The gemara (Pesachim 53) teaches that Chanayna, Misha’el, and Azarya deduced that they had an obligation to sacrifice their lives and be tossed into a burning oven at Nevuchadnezer’s hands from the fact that during the plague of frogs the frogs jumped even into the Egyptian ovens, forfeiting their lives.
There seems to be a clear difference between these two cases. G-d specifically commanded that the frogs enter even the ovens of Egypt. G-d never specifically commanded Chananya, Misha'el, and Azarya to be tossed into an oven. How could they draw an analogy from the frogs to their situation?
The Sha’agas Arye is quoted as answering that G-d commanded that the frogs enter the ovens, the bedrooms, the kitchens – every area of Egypt. The frogs as a group had to be everywhere. However, no one said that any individual frog had to enter an oven as opposed to a bedroom, or vica versa. The fact that a frog would choose to jump into an oven demonstrates the chiyuv of self-sacrifice which Chananya Misha’el and Azarya imitated. (See Rashi/Tosfos why they needed the frogs as a model when there is a chiyuv of kiddush Hashem is learned from pesukim.)
Maharil Diskin is troubled by this answer.
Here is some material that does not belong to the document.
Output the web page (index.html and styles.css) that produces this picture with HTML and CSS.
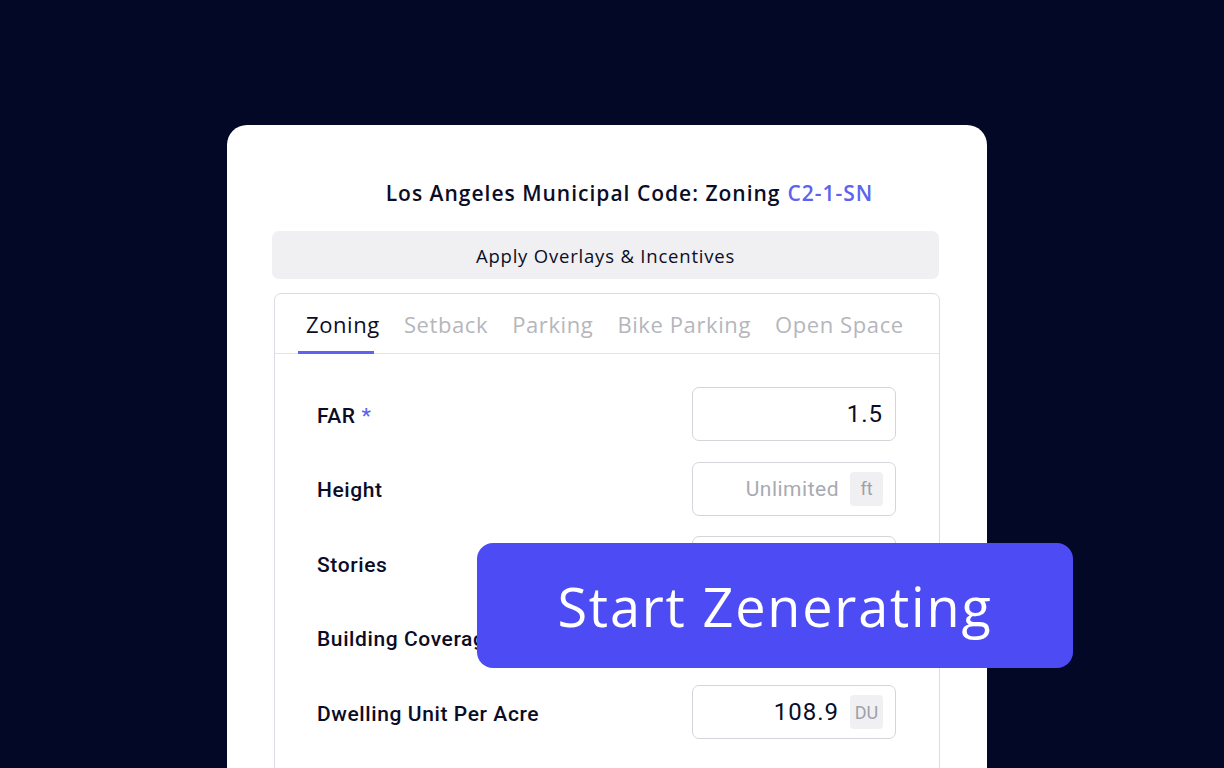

If every frog had a choice whether it wanted to be the one to jump into an oven, it is entirely possible that all the frogs could choose to not jump into ovens. How then would the command that frogs be everywhere – including in the ovens – be fulfilled? The will of all frogs cannot be greater than the sum of their individual decisions. Maharil Diskin therefore gives a different answer to this question, as to many other meforshim.
The debate between the Sha’agas Arye and Maharil Diskin parallels a debate between the Rambam and Ra’avad. The Rishonim ask why the Egyptians deserved punishment for enslaving Bnei Yisrael when Hashem had already told Avraham in the bris bein ha’besarim that his descendents would be slaves. Rambam (Hil Tshuvah 6:5) answers that while the Egyptian nation as a whole was destined to enslaved Bnei Yisrael, each individual Egyptian had a choice whether he/she would be part of that victimization. Ra’avad disagrees and argues that if each individual Egyptian could potentially choose to not participate in the enslavement, how could it be guaranteed that the Egyptian nation as a whole would enslave Bnei Yisrael? The whole cannot be greater than the sum of those individual choices. Ra’avad therefore offers a different answer: the Egyptians went above and beyond in their persecution of Bnei Yisrael and were therefore culpable. (There is another answer as well – ayen sham.)
In a nutshell, it seems like the issue here boils down to whether we allow for some form of soft determinism in our conception of bechira. (What bothers me is how the Ra'avad's rejection of the Rambam here fits with what sounds like his own form of soft determinism at the end of ch 5 of Hil Teshuvah.)